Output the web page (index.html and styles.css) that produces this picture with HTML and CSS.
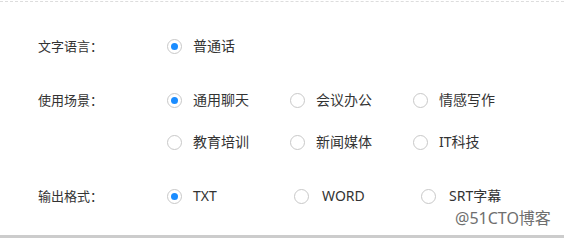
FILE: index.html
```html
<!DOCTYPE html>
<html lang="zh-CN">
<head>
    <meta charset="UTF-8">
    <title>转写设置</title>
    <link rel="stylesheet" href="styles.css">
</head>
<body>

    <div class="panel">
        <div class="group">
            <div class="group-label">文字语言：</div>
            <div class="options">
                <div class="option-row">
                    <label class="option"><span class="radio checked"></span>普通话</label>
                </div>
            </div>
        </div>

        <div class="group">
            <div class="group-label">使用场景：</div>
            <div class="options">
                <div class="option-row">
                    <label class="option"><span class="radio checked"></span>通用聊天</label>
                    <label class="option"><span class="radio"></span>会议办公</label>
                    <label class="option"><span class="radio"></span>情感写作</label>
                </div>
                <div class="option-row">
                    <label class="option"><span class="radio"></span>教育培训</label>
                    <label class="option"><span class="radio"></span>新闻媒体</label>
                    <label class="option"><span class="radio"></span>IT科技</label>
                </div>
            </div>
        </div>

        <div class="group">
            <div class="group-label">输出格式：</div>
            <div class="options">
                <div class="option-row format-row">
                    <label class="option"><span class="radio checked"></span>TXT</label>
                    <label class="option"><span class="radio"></span>WORD</label>
                    <label class="option"><span class="radio"></span>SRT字幕</label>
                </div>
            </div>
        </div>

        <div class="watermark">@51CTO博客</div>
    </div>

</body>
</html>
```

FILE: styles.css
```css
/* Reset */
* {
    margin: 0;
    padding: 0;
    box-sizing: border-box;
}

body {
    width: 564px;
    height: 238px;
    background: #fff;
    color: #333;
    font-family: "Noto Sans", "Noto Sans CJK SC", sans-serif;
    font-size: 13px;
    overflow: hidden;
}

.panel {
    position: relative;
    height: 237px;
    margin-top: 1px;
    padding-top: 32px;
    border-top: 1px dashed #ddd;
    border-bottom: 3px solid #ccc;
}

.group {
    display: flex;
    margin-bottom: 30px;
}

.group-label {
    width: 167px;
    padding-left: 38px;
    line-height: 24px;
}

.options {
    display: flex;
    flex-direction: column;
    gap: 18px;
}

.option-row {
    display: flex;
}

.option {
    display: flex;
    align-items: center;
    width: 123px;
    height: 24px;
    line-height: 24px;
    font-size: 14px;
}

.format-row .option {
    width: 127px;
}

.format-row .option:last-child {
    width: auto;
}

.radio {
    width: 15px;
    height: 15px;
    margin-right: 11px;
    border: 1px solid #c8c8c8;
    border-radius: 50%;
    background: #fff;
    position: relative;
    flex-shrink: 0;
}

.format-row .option + .option .radio {
    margin-right: 13px;
}

.radio.checked::after {
    content: "";
    position: absolute;
    left: 3px;
    top: 3px;
    width: 7px;
    height: 7px;
    border-radius: 50%;
    background: #1a8cff;
}

.watermark {
    position: absolute;
    left: 455px;
    top: 204px;
    font-size: 16px;
    color: #6f6f6f;
    line-height: 24px;
}
```
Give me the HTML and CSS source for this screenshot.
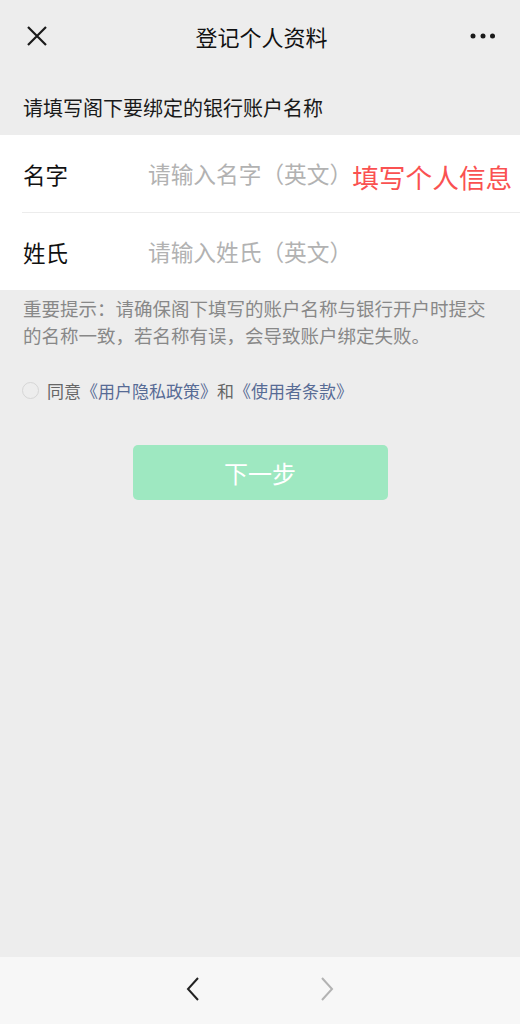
+-------+
> _WHAT YOU HAVE TO DO_:
Show each line of the data that contains the string "index".

> _OUTPUT_:
Output the web page (index.html and styles.css) that produces this picture with HTML and CSS.
FILE: index.html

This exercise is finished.